Less than perfect girls

Girls grow up wanting to be perfect. More than that: they think that they have to be perfect to be liked, admired, and successful.

The perfectly behaved young girl is an “angel.” The perfect daughter is a dream–she does what her parents ask and conforms to their wishes. The perfect student always follows her teachers instructions and is at the top of her class. She selects her activities and courses based on those she can perform perfectly, without flaws, deliberately choosing what she’s already best at doing. The perfect friend does what her friends want to do, agrees with their likes and dislikes, and does nice things for them. And underneath it all are very specific expectations about physical appearance, too. After all, the perfect girl (and later on the perfect woman) is pretty, fit, and makes an effort to look attractive.

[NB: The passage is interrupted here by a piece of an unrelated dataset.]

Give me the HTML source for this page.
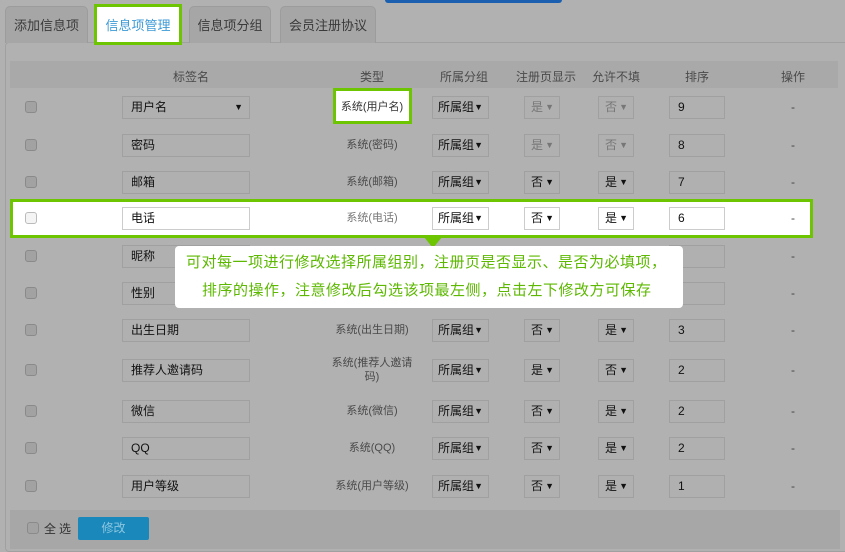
<!DOCTYPE html>
<html><head><meta charset="utf-8"><style>
*{margin:0;padding:0;box-sizing:border-box}
body{width:845px;height:549px;overflow:hidden;background:#b1b1b1;font-family:"Liberation Sans","Noto Sans CJK SC",sans-serif;position:relative;font-size:12px;color:#222}
.a{position:absolute}
.tab{position:absolute;top:6px;height:37px;background:#a6a6a6;border:1px solid #9c9c9c;border-bottom:none;border-radius:5px 5px 0 0;font-size:13px;color:#3a3a3a;text-align:center;line-height:38px}
.panel{position:absolute;left:5px;top:42px;width:845px;height:510px;border:1px solid #a0a0a0;border-radius:4px;background:#b1b1b1}
.hdr{position:absolute;left:10px;top:61px;width:828px;height:27px;background:#a9a9a9;color:#4a4a4a;font-size:12px}
.hdr span{position:absolute;top:7px;transform:translateX(-50%)}
.cb{position:absolute;left:25px;width:12px;height:12px;border:1px solid #8a8a8a;border-radius:3px;background:#a2a2a2}
.inp{position:absolute;height:23px;border:1px solid #a0a0a0;background:#b0b0b0;font-size:12px;line-height:21px;padding-left:8px;color:#111}
.sel{position:absolute;height:23px;border:1px solid #a0a0a0;background:#b0b0b0;font-size:12px;line-height:21px;padding-left:6px;color:#111}
.sel i{font-style:normal;font-size:9px;position:absolute;right:5px;top:0}
.g{padding-left:5px}
.dis{color:#777}
.typ{position:absolute;width:100px;margin-left:-50px;text-align:center;color:#4a4a4a;font-size:11px;line-height:14px}
.op{position:absolute;left:791px;color:#444}
.white .inp,.white .sel{background:#fff;border-color:#ccc}
</style></head><body>
<div class="a" style="left:385px;top:0;width:177px;height:3px;background:#1a5fb0;border-radius:0 0 4px 4px"></div>
<div class="panel"></div>
<div class="tab" style="left:5px;width:83px">添加信息项</div>
<div class="tab" style="left:94px;top:4px;width:88px;height:41px;background:#fff;border:3px solid #6dc400;color:#3c9ad6;line-height:38px;border-radius:0">信息项管理</div>
<div class="tab" style="left:189px;width:82px">信息项分组</div>
<div class="tab" style="left:280px;width:96px">会员注册协议</div>
<div class="hdr">
<span style="left:181px">标签名</span><span style="left:362px">类型</span><span style="left:454px">所属分组</span><span style="left:536px">注册页显示</span><span style="left:606px">允许不填</span><span style="left:687px">排序</span><span style="left:783px">操作</span>
</div>

<div class="a" style="left:333px;top:88px;width:79px;height:36px;background:#fff;border:3px solid #6dc400"></div>
<div class="a" style="left:10px;top:199px;width:803px;height:39px;background:#fff;border:3px solid #6dc400"></div>

<div class="cb" style="top:101px"></div><div class="inp" style="left:122px;top:96px;width:128px">用户名<span style="position:absolute;right:6px;font-size:9px">▼</span></div><div class="typ" style="left:372px;top:100px;color:#333">系统(用户名)</div><div class="sel g" style="left:432px;top:96px;width:57px">所属组<i>▼</i></div><div class="sel dis" style="left:524px;top:96px;width:36px">是<i>▼</i></div><div class="sel dis" style="left:598px;top:96px;width:36px">否<i>▼</i></div><div class="inp" style="left:669px;top:96px;width:56px">9</div><div class="op" style="top:100px">-</div>

<div class="cb" style="top:139px"></div><div class="inp" style="left:122px;top:134px;width:128px">密码</div><div class="typ" style="left:372px;top:138px">系统(密码)</div><div class="sel g" style="left:432px;top:134px;width:57px">所属组<i>▼</i></div><div class="sel dis" style="left:524px;top:134px;width:36px">是<i>▼</i></div><div class="sel dis" style="left:598px;top:134px;width:36px">否<i>▼</i></div><div class="inp" style="left:669px;top:134px;width:56px">8</div><div class="op" style="top:138px">-</div>

<div class="cb" style="top:176px"></div><div class="inp" style="left:122px;top:171px;width:128px">邮箱</div><div class="typ" style="left:372px;top:175px">系统(邮箱)</div><div class="sel g" style="left:432px;top:171px;width:57px">所属组<i>▼</i></div><div class="sel" style="left:524px;top:171px;width:36px">否<i>▼</i></div><div class="sel" style="left:598px;top:171px;width:36px">是<i>▼</i></div><div class="inp" style="left:669px;top:171px;width:56px">7</div><div class="op" style="top:175px">-</div>

<div class="white"><div class="cb" style="top:212px;background:#f4f4f4;border-color:#bbb"></div><div class="inp" style="left:122px;top:207px;width:128px">电话</div><div class="typ" style="left:372px;top:211px;color:#777">系统(电话)</div><div class="sel g" style="left:432px;top:207px;width:57px">所属组<i>▼</i></div><div class="sel" style="left:524px;top:207px;width:36px">否<i>▼</i></div><div class="sel" style="left:598px;top:207px;width:36px">是<i>▼</i></div><div class="inp" style="left:669px;top:207px;width:56px">6</div><div class="op" style="top:211px">-</div></div>

<div class="cb" style="top:250px"></div><div class="inp" style="left:122px;top:245px;width:128px">昵称</div><div class="inp" style="left:669px;top:245px;width:56px"></div><div class="op" style="top:249px">-</div>
<div class="cb" style="top:287px"></div><div class="inp" style="left:122px;top:282px;width:128px">性别</div><div class="inp" style="left:669px;top:282px;width:56px"></div><div class="op" style="top:286px">-</div>

<div class="cb" style="top:324px"></div><div class="inp" style="left:122px;top:319px;width:128px">出生日期</div><div class="typ" style="left:372px;top:323px">系统(出生日期)</div><div class="sel g" style="left:432px;top:319px;width:57px">所属组<i>▼</i></div><div class="sel" style="left:524px;top:319px;width:36px">否<i>▼</i></div><div class="sel" style="left:598px;top:319px;width:36px">是<i>▼</i></div><div class="inp" style="left:669px;top:319px;width:56px">3</div><div class="op" style="top:323px">-</div>

<div class="cb" style="top:364px"></div><div class="inp" style="left:122px;top:359px;width:128px">推荐人邀请码</div><div class="typ" style="left:372px;top:356px;width:84px;margin-left:-42px">系统(推荐人邀请码)</div><div class="sel g" style="left:432px;top:359px;width:57px">所属组<i>▼</i></div><div class="sel" style="left:524px;top:359px;width:36px">是<i>▼</i></div><div class="sel" style="left:598px;top:359px;width:36px">否<i>▼</i></div><div class="inp" style="left:669px;top:359px;width:56px">2</div><div class="op" style="top:363px">-</div>

<div class="cb" style="top:405px"></div><div class="inp" style="left:122px;top:400px;width:128px">微信</div><div class="typ" style="left:372px;top:404px">系统(微信)</div><div class="sel g" style="left:432px;top:400px;width:57px">所属组<i>▼</i></div><div class="sel" style="left:524px;top:400px;width:36px">否<i>▼</i></div><div class="sel" style="left:598px;top:400px;width:36px">是<i>▼</i></div><div class="inp" style="left:669px;top:400px;width:56px">2</div><div class="op" style="top:404px">-</div>

<div class="cb" style="top:442px"></div><div class="inp" style="left:122px;top:437px;width:128px">QQ</div><div class="typ" style="left:372px;top:441px">系统(QQ)</div><div class="sel g" style="left:432px;top:437px;width:57px">所属组<i>▼</i></div><div class="sel" style="left:524px;top:437px;width:36px">否<i>▼</i></div><div class="sel" style="left:598px;top:437px;width:36px">是<i>▼</i></div><div class="inp" style="left:669px;top:437px;width:56px">2</div><div class="op" style="top:441px">-</div>

<div class="cb" style="top:480px"></div><div class="inp" style="left:122px;top:475px;width:128px">用户等级</div><div class="typ" style="left:372px;top:479px">系统(用户等级)</div><div class="sel g" style="left:432px;top:475px;width:57px">所属组<i>▼</i></div><div class="sel" style="left:524px;top:475px;width:36px">否<i>▼</i></div><div class="sel" style="left:598px;top:475px;width:36px">是<i>▼</i></div><div class="inp" style="left:669px;top:475px;width:56px">1</div><div class="op" style="top:479px">-</div>

<div class="a" style="left:10px;top:510px;width:830px;height:39px;background:#a7a7a7"></div>
<div class="cb" style="left:27px;top:522px;width:12px;height:12px"></div>
<div class="a" style="left:44px;top:520px;font-size:12px;color:#333;letter-spacing:3px">全选</div>
<div class="a" style="left:78px;top:517px;width:71px;height:23px;background:#1a88bb;border-radius:2px;color:#8cc6e0;text-align:center;line-height:23px;font-size:12px">修改</div>

<div class="a" style="left:424px;top:237px;width:0;height:0;border-left:9px solid transparent;border-right:9px solid transparent;border-top:11px solid #6dc400"></div>
<div class="a" style="left:175px;top:246px;width:508px;height:62px;background:#fff;border-radius:4px;color:#5cb800;font-size:15px;line-height:28px;padding-top:3px;letter-spacing:0.5px;white-space:nowrap">
<div style="padding-left:11px">可对每一项进行修改选择所属组别，注册页是否显示、是否为必填项，</div>
<div style="padding-left:27px">排序的操作，注意修改后勾选该项最左侧，点击左下修改方可保存</div>
</div>
</body></html>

This outward perfection–and the conformity to others’ wishes, instructions, needs, and desires about their behavior and their appearance–becomes a deep-seated obsession for girls, even at the subconscious level. Somehow girls–and women–feel they will only be loved, respected, and valued if they maintain this facade of being the perfect daughter, student, friend, and later girlfriend, wife, mother, employee, boss. (Note: The mechanism behind this “somehow” needs much more exploration in future posts.)

But while this perfectionism appears to win girls friends and fans, it is incredibly destructive in the long run. Our culture’s expectation that girls and women will behave, and look, a certain way, and that anything outside that is flawed, unwelcome, disruptive, even dangerous, creates an iron-clad box that traps them.

This is not the way to grow women with fresh ideas and plans. This is not the way to raise women leaders.

Leadership is about taking risks and putting your own ideas out there, thinking up original strategies, and–yes, dare I say it?–making mistakes. Errors. Even failing. If you try something outside the boundaries of “perfect” and compliant, rule-following behavior, you might just try something that doesn’t work. You might land face first on the pavement. You might even make enemies and people won’t like you.

What’s more, girls aren’t being encouraged to be true to their own minds and their own potential. Authenticity is rooted being unafraid to voice what you really think–not what your teachers, parents, friends, boyfriend, husband, boss, or social media followers think. It’s about creating your own style–including in your appearance.

So the “teacher’s pet” perfect girl won’t end up at the top of the class in life. Her training in the school of perfection has hampered her, enchained her. This is true behavior-wise and also in the realm of academics and career. And this is something I’ve experienced myself as I try to break away from “good girl” behaviors into taking on new, riskier challenges in my life.

How can we change this situation for girls today? It’s an urgent question to me as the mother of two daughters.

I know I’m not the only person worried about this problem. Numerous Ted talks, research studies, and books are tackling it from various points of view. I’m researching them now and hope to come up with a range of strategies, and then investigate how they are used now and how they could be expanded in the future.

I have come across an approach recently that’s worth exploring: design thinking.

The premise of design thinking is that you should just try things out. Don’t be afraid to fail the first time, because you can always try again. Most endeavors are an iterative process. You can give it a whirl, and if it doesn’t work out, tweak it, and give it another spin. This can apply to marketing products, to creating new inventions, to building an educational program, and even to how you move forward in your life and career, as the incredibly successful book and Stanford course Designing Your Life make clear.

Design thinking has started to make a difference in small ways is the ideas spread. I am eager to see how it could change education, especially for young girls. In my daughter’s third-grade class, her teacher encouraged kids to try out new ways of approaching projects and of doing group classwork. She told them, “It’s OK to try something and to make mistakes. You don’t have to do it right the first time.” The teacher informed students that she did not care if they spelled some words wrong in an essay… or if their handwriting wasn’t perfect. Keep going, keep trying, and keep working on it.

Being the imperfect human beings that we are, making a mistake doesn’t mean you are a bad person–it doesn’t mean you are a “failure.” And it certainly doesn’t mean you are anything less because you are less than perfect.